Ich tendiere nicht nur, ich bin hoffnungslos dafür: PRO EIGENBESITZ FÜR MAMAS UND PAPAS! Denn wie soll die Kinderschar denn lernen, dass man zwar teilen soll, aber auch mal Situationen entstehen, in welchen sie nun mal einfach nicht bekommen was sie wollen? Und es geht hier nicht um Süssigkeiten, es geht um’s Alltägliche. Diese Dinge, die nerven, wenn man sie teilen muss. Ich erwarte, dass man mich auch mal für einige Minuten einfach in Ruhe etwas erledigen lässt, ohne dass alle daran teilhaben und mitmachen dürfen. Ich will ganz für mich mal einen Apfel essen, ohne die Hälfte davon sabbernd mit allen kleinen, noch so süssen, Mündchen teilen, nur weil der andere Apfel nicht so toll ist wie der, den Mama gerade isst. Und nein, ich mag es nicht wenn jeder aus meinem Glas trinkt, ihr habt eure EIGENEN Gläser.

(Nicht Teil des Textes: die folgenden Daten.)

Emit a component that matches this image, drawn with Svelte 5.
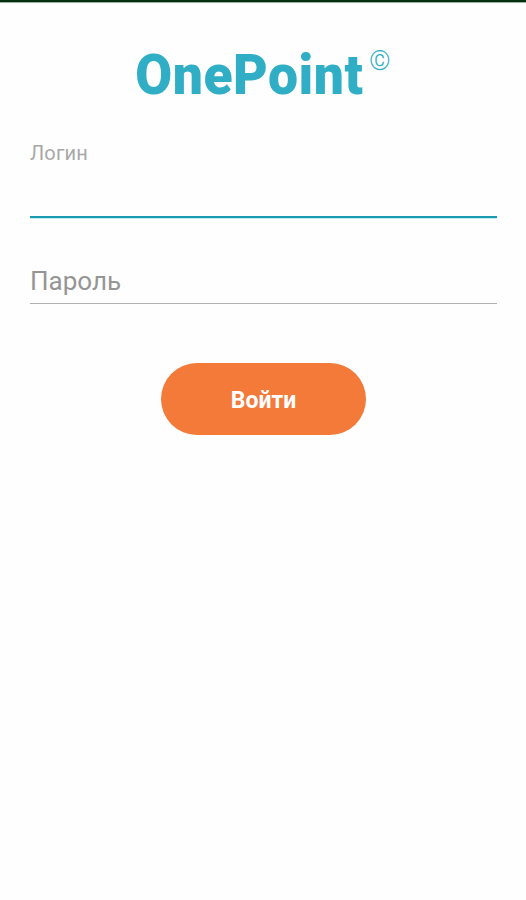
<script lang="ts">
    let login = $state('');
    let password = $state('');
</script>

<main class="screen">
    <div class="status-bar" aria-hidden="true"></div>

    <h1 class="logo"><span class="wordmark">OnePoint</span><sup>©</sup></h1>

    <form class="form" onsubmit={(e) => e.preventDefault()}>
        <label class="field active">
            <span class="label">Логин</span>
            <input type="text" bind:value={login} />
        </label>

        <label class="field">
            <input type="password" placeholder="Пароль" bind:value={password} />
        </label>

        <button class="submit" type="submit">Войти</button>
    </form>
</main>

<style>
    :global(body) {
        background: #fefefe;
    }

    .screen {
        box-sizing: border-box;
        height: 900px;
        font-family: Roboto, 'Noto Sans', sans-serif;
        overflow: hidden;
    }

    .status-bar {
        height: 2px;
        background: #043010;
        border-bottom: 1px solid #9cb0a2;
    }

    .logo {
        display: flex;
        justify-content: center;
        align-items: flex-start;
        gap: 5px;
        margin: 40px 0 0;
        height: 65px;
        color: #30aec5;
        font-size: 56px;
        line-height: 64px;
        font-weight: 900;
    }

    /* condensed slightly, the logo is narrower than plain Roboto */
    .wordmark {
        margin: 0 -5px;
        letter-spacing: 0.5px;
        transform: scaleX(0.955);
    }

    .logo sup {
        font-size: 27px;
        line-height: 36px;
        font-weight: 300;
    }

    .form {
        display: flex;
        flex-direction: column;
        padding: 32px 29px 0 30px;
    }

    .field {
        display: flex;
        flex-direction: column;
        justify-content: flex-end;
        box-sizing: border-box;
        border-bottom: 1px solid #b0b0b0;
        height: 86px;
    }

    .field.active {
        height: 78px;
        justify-content: space-between;
        border-bottom: 2px solid #1a9cb0;
        box-shadow: 0 1px 0 -0.5px #8fd3de;
    }

    .label {
        color: #a8a8a8;
        font-size: 20px;
        line-height: 27px;
        letter-spacing: 0.2px;
    }

    input {
        width: 100%;
        height: 44px;
        padding: 0;
        border: 0;
        outline: 0;
        background: transparent;
        color: #333;
        font: 400 26px Roboto, 'Noto Sans', sans-serif;
    }

    input::placeholder {
        color: #959595;
        opacity: 1;
    }

    .submit {
        align-self: center;
        width: 205px;
        height: 72px;
        margin-top: 59px;
        padding: 2px 0 0;
        border: 0;
        border-radius: 36px;
        background: #f37a39;
        color: #fff;
        font: 700 23px Roboto, 'Noto Sans', sans-serif;
    }
</style>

Man soll mir nicht in den Teller fassen, auch wenn darauf gerade was liegt, dass man gerne hätte. Und ich mag es auch nicht, wenn ich mal dringend eine heisse Dusche brauche, weil irgendwas anstrengend war, und dann zwei kleine Knöpfe an der verglasten Duschtüre stehen und ihre Nasen daran platt drücken. Das ist jetzt gerade MEINE Dusche!
Klingt kindisch, ist es aber nicht. Denn wenn wir die Geschichte umdrehen, dann mögen die Kinder es auch nicht, wenn man ihnen einfach drein funkt. Wie zum Beispiel ohne Vorwarnung mit dem Gesichtslappen, schmiergelpapierartig über Mund-Nase-Wangen schrubben und erwarten, dass das Kind still mitmacht. Vergesst es. Oder wenn man beim Wasserfarbenmalen wohlwollen die pinselhaltende Hand dirigieren will: „Neeeeeeeein, selber!“ kommt es dann postwendend und nix ist mit mithelfen.
So plädiere ich für mehr Anspruch auf Eigenbesitz. Das ist meins, das ist deins – und zwischendurch tun wir ganz ganz ganz viel Teilen, denn das ist ja auch super schön. Nur halt nicht immer.
Das kommt mir gerade richtig bekannt vor ?!
Gell, wir sitzen da ja grad im selben Boot?